A new study—Ending Jim Crow in America’s Restaurants—reveals deep racial and gender segregation in the restaurant industry. This means that women, immigrants, and people of color working in restaurants have less opportunity to increase their wages. When survivors don’t have access to a livable, stable income, it affects how they make decisions about their relationships:
- Will I have enough this week to make ends meet or will I have to go back to my abusive partner to keep a roof over my head?
- If I call out a customer who is harassing me will my tips decrease? Will less money at the end of the night be an excuse my abusive partner uses to fly into a rage?

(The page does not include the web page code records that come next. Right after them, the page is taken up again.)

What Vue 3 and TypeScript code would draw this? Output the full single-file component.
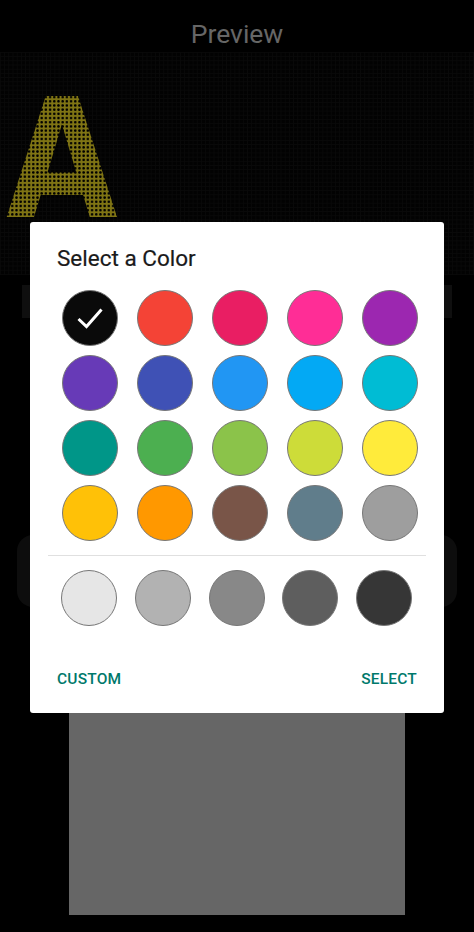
<script setup lang="ts">
const palette: string[] = [
  '#0a0a0a', '#f44336', '#e91e63', '#ff2d96', '#9c27b0',
  '#673ab7', '#3f51b5', '#2196f3', '#03a9f4', '#00bcd4',
  '#009688', '#4caf50', '#8bc34a', '#cddc39', '#ffeb3b',
  '#ffc107', '#ff9800', '#795548', '#607d8b', '#9e9e9e',
]
const shades: string[] = ['#e6e6e6', '#b2b2b2', '#888888', '#5e5e5e', '#363636']
</script>

<template>
  <main class="page">
    <h1 class="heading">Preview</h1>
    <section class="led">
      <span class="led-letter">A</span>
    </section>
    <div class="slider-row"></div>
    <div class="card"></div>
    <div class="square"></div>

    <div class="dialog" role="dialog">
      <h2 class="dialog-title">Select a Color</h2>
      <div class="swatches">
        <span
          v-for="(c, i) in palette"
          :key="c"
          class="swatch"
          :style="{ backgroundColor: c }"
        >
          <svg v-if="i === 0" class="check" viewBox="0 0 28 24" width="28" height="24">
            <path d="M2.5 13 L10.5 20.5 L25.5 3.5" fill="none" stroke="#fff" stroke-width="3" />
          </svg>
        </span>
      </div>
      <hr class="rule" />
      <div class="shades">
        <span
          v-for="s in shades"
          :key="s"
          class="swatch"
          :style="{ backgroundColor: s }"
        ></span>
      </div>
      <div class="actions">
        <button class="action" type="button">CUSTOM</button>
        <button class="action" type="button">SELECT</button>
      </div>
    </div>
  </main>
</template>

<style>
html, body { margin: 0; background: #000; }
</style>

<style scoped>
.page {
  position: relative;
  width: 474px;
  height: 932px;
  overflow: hidden;
  background: #000;
  font-family: Roboto, "Liberation Sans", sans-serif;
  display: flex;
  flex-direction: column;
  align-items: center;
}
.heading {
  margin: 0;
  height: 52px;
  padding-top: 17px;
  box-sizing: border-box;
  font-size: 26.5px;
  line-height: 34px;
  font-weight: 400;
  color: #666;
  flex: none;
}
.led {
  flex: none;
  width: 100%;
  height: 223px;
  box-sizing: border-box;
  padding-top: 43px;
  background-color: #020202;
  background-image:
    linear-gradient(to right, #090909 1px, transparent 1px),
    linear-gradient(to bottom, #090909 1px, transparent 1px);
  background-size: 4.2px 4.2px;
}
.led-letter {
  display: block;
  width: max-content;
  margin-left: 6px;
  font-family: "DejaVu Sans", sans-serif;
  font-weight: 700;
  font-size: 165px;
  line-height: 130px;
  height: 130px;
  transform: scaleX(0.875);
  transform-origin: left;
  color: transparent;
  background-color: #7f7414;
  background-image: radial-gradient(circle, #000 1.1px, transparent 1.5px);
  background-size: 4.8px 4.2px;
  -webkit-background-clip: text;
  background-clip: text;
}
.slider-row {
  flex: none;
  margin-top: 10px;
  width: 430px;
  height: 33px;
  background: #0f0f0f;
}
.card {
  flex: none;
  margin-top: 217px;
  width: 440px;
  height: 72px;
  border-radius: 16px;
  background: #0d0d0d;
}
.square {
  flex: none;
  margin-top: -27px;
  width: 336px;
  height: 335px;
  background: #666;
}
.dialog {
  position: absolute;
  left: 30px;
  top: 222px;
  width: 414px;
  height: 491px;
  box-sizing: border-box;
  background: #fff;
  border-radius: 3px;
  display: flex;
  flex-direction: column;
}
.dialog-title {
  margin: 0;
  padding: 23px 0 0 27px;
  font-size: 22.5px;
  line-height: 26px;
  font-weight: 400;
  color: #1a1a1a;
  -webkit-text-stroke: 0.2px #1a1a1a;
}
.swatches {
  margin: 19px 0 0 32px;
  display: grid;
  grid-template-columns: repeat(5, 56px);
  grid-auto-rows: 56px;
  column-gap: 19px;
  row-gap: 9px;
}
.swatch {
  width: 56px;
  height: 56px;
  box-sizing: border-box;
  border-radius: 50%;
  border: 1.5px solid #777;
  display: flex;
  align-items: center;
  justify-content: center;
}
.check { display: block; }
.rule {
  margin: 14px 18px 0;
  height: 1px;
  border: 0;
  background: #e0e0e0;
}
.shades {
  margin: 14px 0 0 31px;
  display: flex;
  gap: 17.8px;
}
.actions {
  margin-top: 43px;
  padding: 0 27px;
  display: flex;
  justify-content: space-between;
}
.action {
  padding: 0;
  border: 0;
  background: none;
  font-family: Roboto, "Liberation Sans", sans-serif;
  font-size: 15.5px;
  line-height: 21px;
  font-weight: 500;
  letter-spacing: 0.2px;
  color: #00796b;
}
</style>
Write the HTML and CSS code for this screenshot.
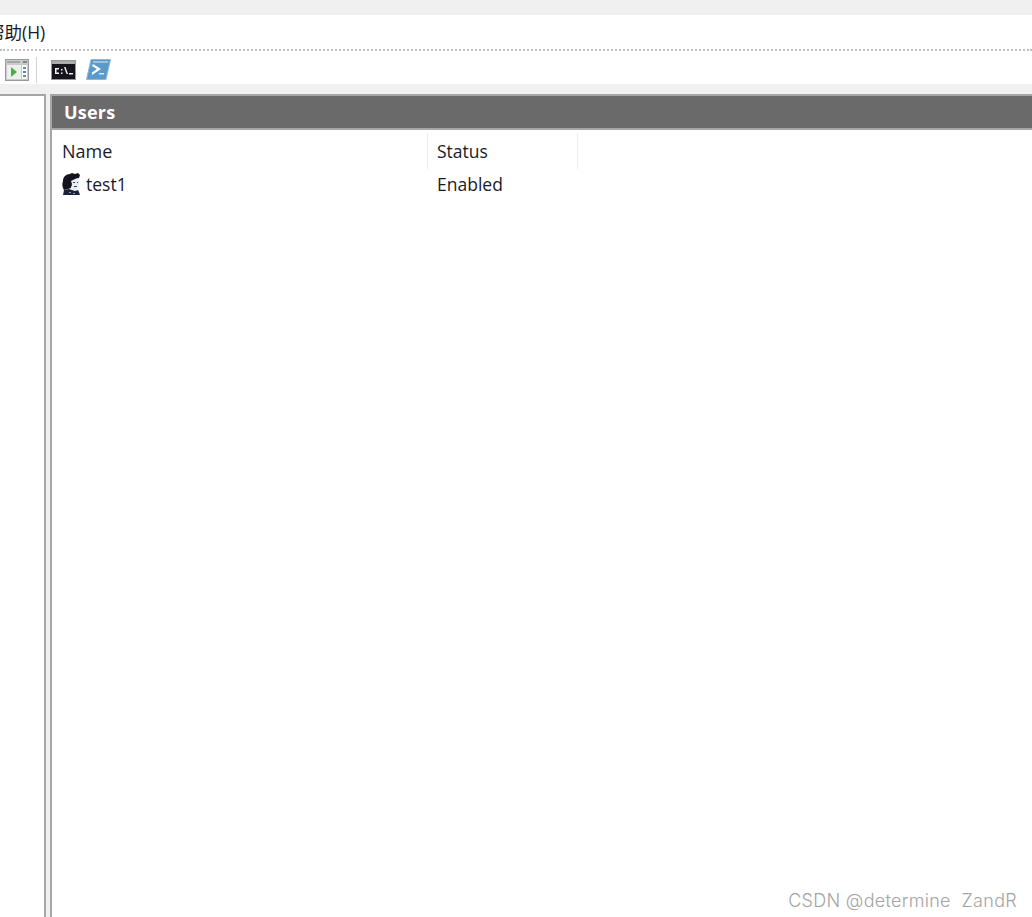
FILE: index.html
```html
<!DOCTYPE html>
<html lang="en">
<head>
    <meta charset="UTF-8">
    <title>Computer Management</title>
    <link rel="stylesheet" href="styles.css">
</head>
<body>
    <div class="title-strip"></div>
    <nav class="menu-bar">
        <span class="menu-item">帮助(H)</span>
    </nav>
    <div class="toolbar">
        <svg class="tool-icon" width="24" height="22" viewBox="0 0 24 22">
            <rect x="0.500" y="0.500" width="23" height="21" fill="#c8cbcb" stroke="#979b9b"/>
            <rect x="2" y="2" width="13" height="2" fill="#a2a6a6"/>
            <rect x="18" y="2" width="4" height="2" fill="#808484"/>
            <rect x="2" y="6" width="14" height="14" fill="#eef0ee"/>
            <rect x="17" y="6" width="5" height="14" fill="#fff"/>
            <path d="M6 8l6 5-6 5z" fill="#46b23f"/>
            <path d="M18 8h3v2h-3zM18 12h3v2h-3zM18 16h3v2h-3z" fill="#5a8bb0"/>
        </svg>
        <div class="tool-sep"></div>
        <svg class="tool-icon" width="25" height="20" viewBox="0 0 25 20">
            <rect x="0.500" y="0.500" width="24" height="19" fill="#14141a" stroke="#94989b"/>
            <rect x="1" y="1" width="23" height="3" fill="#a9adb0"/>
            <path d="M4 8h4v1.500h-2.500v3h2.500v1.500h-4zM10 9h1.500v1.500h-1.500zM10 12.500h1.500v1.500h-1.500zM13 7h1.500l2.500 7h-1.500zM18 13h4v1.500h-4z" fill="#f2f2f2"/>
        </svg>
        <svg class="tool-icon" width="25" height="21" viewBox="0 0 25 21">
            <path d="M5 .5h19.500l-4.500 20h-19.500z" fill="#5a9acb" stroke="#8fb6d6"/>
            <rect x="7" y="2" width="15" height="2" fill="#9cc3e0"/>
            <path d="M7 5l8 5-9 6v-2.500l5-3.500-5-3z" fill="#fff"/>
            <path d="M13 14h5v1.500h-5z" fill="#dce9f3"/>
        </svg>
    </div>
    <div class="band"></div>
    <div class="workspace">
        <aside class="tree-pane"></aside>
        <main class="users-pane">
            <h1 class="pane-title">Users</h1>
            <div class="list-head">
                <div class="col col-name">Name</div>
                <div class="col col-status">Status</div>
            </div>
            <div class="list-row">
                <div class="col col-name">
                    <svg class="user-icon" width="18" height="22" viewBox="0 0 18 22">
                        <path d="M2 17C0 14 0 11 1 8 1 4 4 1 8 1l2-1 3 1 3-1 2 2-1 3-3 1-3 2-1 4-1 3-3 1z" fill="#14141c"/>
                        <path d="M9 8l4-2 3-1 1 3v5l-2 3-3 1-3-2 1-4z" fill="#e8edf3"/>
                        <path d="M11 9h2v1h-2zM15 9h1v1h-1zM12 13h3v1h-3zM9 11h1v2H9z" fill="#39435a"/>
                        <path d="M2 17l5-1 3 1 3 1 3-1 1 2 1 3H1z" fill="#1c2238"/>
                        <path d="M7 19h2v1H7zM11 20h2v1h-2z" fill="#8e9ab8"/>
                    </svg>
                    <span>test1</span>
                </div>
                <div class="col col-status">Enabled</div>
            </div>
        </main>
    </div>
    <div class="watermark">CSDN @determine&nbsp;&nbsp;ZandR</div>
</body>
</html>
```

FILE: styles.css
```css
* {
    box-sizing: border-box;
    margin: 0;
    padding: 0;
}

html, body {
    height: 100%;
}

body {
    position: relative;
    display: flex;
    flex-direction: column;
    overflow: hidden;
    background: #f0f0f0;
    color: #1a1a2a;
    font-family: "Open Sans", "Noto Sans CJK SC", sans-serif;
    font-size: 17.500px;
}

/* top of the window */
.title-strip {
    height: 15px;
    background: #f0f0f0;
}

.menu-bar {
    height: 36px;
    padding-top: 5px;
    overflow: hidden;
    background: #fff;
    border-bottom: 2px dotted #c0c0c0;
}

.menu-item {
    display: block;
    margin-left: -13px;
    font-size: 17.500px;
    line-height: 24px;
    white-space: nowrap;
}

.toolbar {
    display: flex;
    align-items: center;
    height: 33px;
    padding: 4px 0 0 5px;
    background: #fff;
}

.tool-icon {
    flex: none;
    margin-right: 10px;
}

.tool-sep {
    width: 1px;
    height: 26px;
    margin: 0 14px 0 -3px;
    background: #d4d4d4;
}

.band {
    height: 10px;
    background: #f0f0f0;
}

/* panes */
.workspace {
    flex: 1;
    display: flex;
    gap: 4px;
    min-height: 0;
}

.tree-pane {
    width: 46px;
    background: #fff;
    border-top: 2px solid #a6a6a6;
    border-right: 2px solid #a6a6a6;
}

.users-pane {
    flex: 1;
    background: #fff;
    border-top: 2px solid #a6a6a6;
    border-left: 2px solid #a6a6a6;
}

.pane-title {
    height: 32px;
    padding-left: 12px;
    background: #6a6a6a;
    color: #fff;
    font-size: 18px;
    font-weight: 700;
    letter-spacing: 0.200px;
    line-height: 32px;
}

.list-head {
    display: flex;
    height: 39px;
    padding-top: 3px;
    border-top: 2px solid #a6a6a6;
    line-height: 36px;
}

.list-row {
    display: flex;
    height: 32px;
    padding-top: 2px;
    line-height: 30px;
}

.col {
    padding-left: 10px;
}

.col-name {
    display: flex;
    align-items: center;
    gap: 6px;
    width: 376px;
}

.list-head .col-name {
    font-size: 18px;
}

.col-status {
    width: 150px;
    padding-left: 9px;
}

.list-head .col {
    height: 36px;
    border-right: 1px solid #ececec;
}

.user-icon {
    flex: none;
}

.watermark {
    position: absolute;
    right: 15px;
    bottom: 6px;
    color: #a4a4a4;
    font-family: "Inter", "Liberation Sans", sans-serif;
    font-size: 18px;
    font-weight: 300;
    letter-spacing: 0.300px;
}
```
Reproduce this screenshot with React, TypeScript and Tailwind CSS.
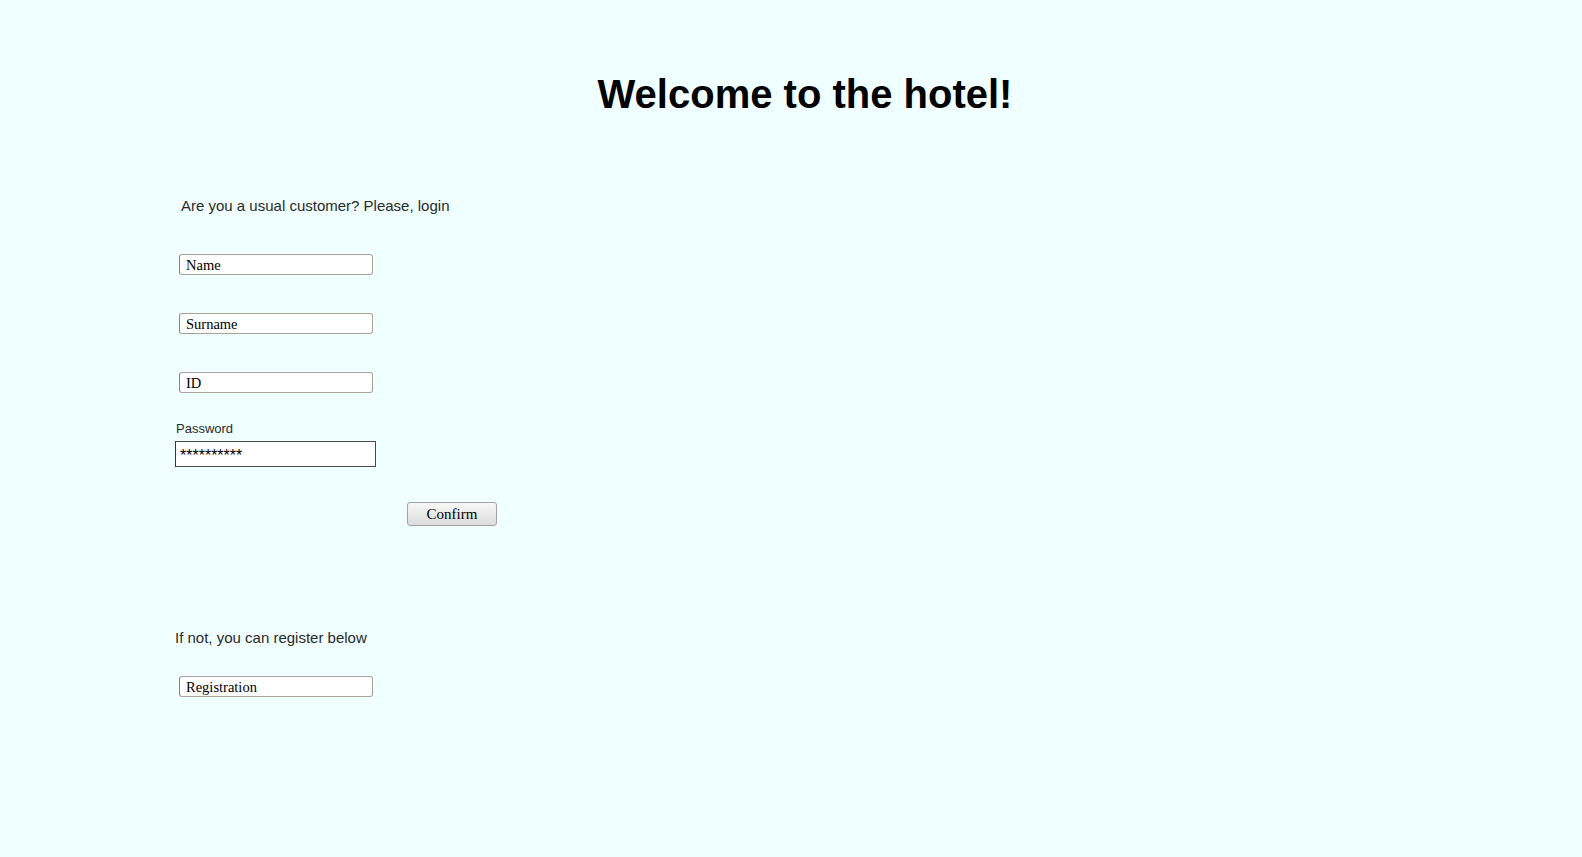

Fair wages and real opportunities for advancement would give survivors more options and make them safer.
Research findings:
- Women make up 52% of all restaurant workers but earn substantially lower wages, likely as a result of working in lower-tipping segments of the industry, such as casual restaurants.
- Workers of color are concentrated in Back-of-the-House (e.g., line cooks, dishwashers) and Tier II (lower paid) occupations. African American workers earn the lowest wages in Back-of-the-House and Tier II occupations, and lower wages than white workers in Front-of-the-House (e.g., servers, bartenders) and Tier I (higher paid) occupations.
- All workers of color experience racial segregation, but in California, Latinos experience the highest levels of directly observable occupational segregation, with substantial under-representation in the higher-paying server and bartender occupations.